[PROVIDED MATERIAL]
+++
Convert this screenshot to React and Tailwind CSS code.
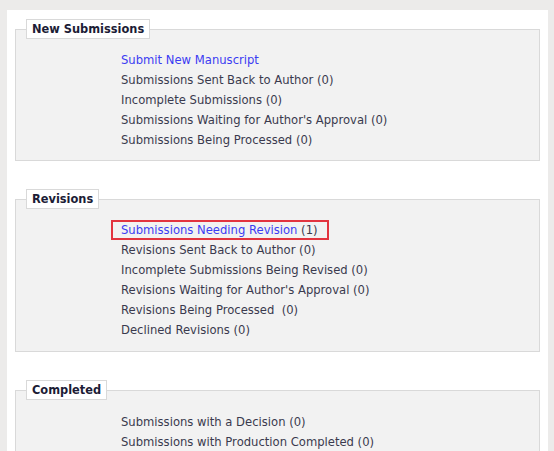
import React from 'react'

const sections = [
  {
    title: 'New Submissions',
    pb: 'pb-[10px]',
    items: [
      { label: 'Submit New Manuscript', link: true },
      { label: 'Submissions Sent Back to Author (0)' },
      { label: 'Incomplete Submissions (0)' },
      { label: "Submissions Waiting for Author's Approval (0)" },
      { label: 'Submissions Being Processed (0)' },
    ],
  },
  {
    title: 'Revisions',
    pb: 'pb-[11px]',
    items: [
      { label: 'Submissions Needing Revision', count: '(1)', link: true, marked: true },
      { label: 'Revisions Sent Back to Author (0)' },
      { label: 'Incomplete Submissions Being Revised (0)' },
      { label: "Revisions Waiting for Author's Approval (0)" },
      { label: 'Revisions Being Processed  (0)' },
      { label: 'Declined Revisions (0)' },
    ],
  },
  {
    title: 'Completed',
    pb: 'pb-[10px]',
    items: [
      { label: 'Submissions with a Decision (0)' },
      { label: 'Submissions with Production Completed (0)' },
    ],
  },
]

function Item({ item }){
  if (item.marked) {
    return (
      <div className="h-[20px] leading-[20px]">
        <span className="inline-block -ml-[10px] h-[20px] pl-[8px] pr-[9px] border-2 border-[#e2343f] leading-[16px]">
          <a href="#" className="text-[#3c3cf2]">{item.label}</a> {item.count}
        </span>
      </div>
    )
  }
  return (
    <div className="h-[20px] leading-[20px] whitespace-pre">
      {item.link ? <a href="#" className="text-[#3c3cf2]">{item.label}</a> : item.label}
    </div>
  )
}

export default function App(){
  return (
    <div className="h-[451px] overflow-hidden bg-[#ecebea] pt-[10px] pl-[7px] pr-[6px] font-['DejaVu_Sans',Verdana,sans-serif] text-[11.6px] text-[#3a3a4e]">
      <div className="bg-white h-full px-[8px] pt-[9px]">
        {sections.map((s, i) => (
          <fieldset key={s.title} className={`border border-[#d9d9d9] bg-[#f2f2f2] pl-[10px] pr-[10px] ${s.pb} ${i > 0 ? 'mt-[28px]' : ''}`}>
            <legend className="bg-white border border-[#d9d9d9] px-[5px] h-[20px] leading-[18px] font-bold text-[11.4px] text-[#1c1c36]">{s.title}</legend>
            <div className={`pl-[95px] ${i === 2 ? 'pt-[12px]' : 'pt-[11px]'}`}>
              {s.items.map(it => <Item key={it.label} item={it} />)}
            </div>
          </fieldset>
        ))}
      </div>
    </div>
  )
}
+++
Transcribe the preceding listing in its entirety and with exact wording, leaving out pictures.

Convert this screenshot to React and Tailwind CSS code.
import React from 'react'

const sections = [
  {
    title: 'New Submissions',
    pb: 'pb-[10px]',
    items: [
      { label: 'Submit New Manuscript', link: true },
      { label: 'Submissions Sent Back to Author (0)' },
      { label: 'Incomplete Submissions (0)' },
      { label: "Submissions Waiting for Author's Approval (0)" },
      { label: 'Submissions Being Processed (0)' },
    ],
  },
  {
    title: 'Revisions',
    pb: 'pb-[11px]',
    items: [
      { label: 'Submissions Needing Revision', count: '(1)', link: true, marked: true },
      { label: 'Revisions Sent Back to Author (0)' },
      { label: 'Incomplete Submissions Being Revised (0)' },
      { label: "Revisions Waiting for Author's Approval (0)" },
      { label: 'Revisions Being Processed  (0)' },
      { label: 'Declined Revisions (0)' },
    ],
  },
  {
    title: 'Completed',
    pb: 'pb-[10px]',
    items: [
      { label: 'Submissions with a Decision (0)' },
      { label: 'Submissions with Production Completed (0)' },
    ],
  },
]

function Item({ item }){
  if (item.marked) {
    return (
      <div className="h-[20px] leading-[20px]">
        <span className="inline-block -ml-[10px] h-[20px] pl-[8px] pr-[9px] border-2 border-[#e2343f] leading-[16px]">
          <a href="#" className="text-[#3c3cf2]">{item.label}</a> {item.count}
        </span>
      </div>
    )
  }
  return (
    <div className="h-[20px] leading-[20px] whitespace-pre">
      {item.link ? <a href="#" className="text-[#3c3cf2]">{item.label}</a> : item.label}
    </div>
  )
}

export default function App(){
  return (
    <div className="h-[451px] overflow-hidden bg-[#ecebea] pt-[10px] pl-[7px] pr-[6px] font-['DejaVu_Sans',Verdana,sans-serif] text-[11.6px] text-[#3a3a4e]">
      <div className="bg-white h-full px-[8px] pt-[9px]">
        {sections.map((s, i) => (
          <fieldset key={s.title} className={`border border-[#d9d9d9] bg-[#f2f2f2] pl-[10px] pr-[10px] ${s.pb} ${i > 0 ? 'mt-[28px]' : ''}`}>
            <legend className="bg-white border border-[#d9d9d9] px-[5px] h-[20px] leading-[18px] font-bold text-[11.4px] text-[#1c1c36]">{s.title}</legend>
            <div className={`pl-[95px] ${i === 2 ? 'pt-[12px]' : 'pt-[11px]'}`}>
              {s.items.map(it => <Item key={it.label} item={it} />)}
            </div>
          </fieldset>
        ))}
      </div>
    </div>
  )
}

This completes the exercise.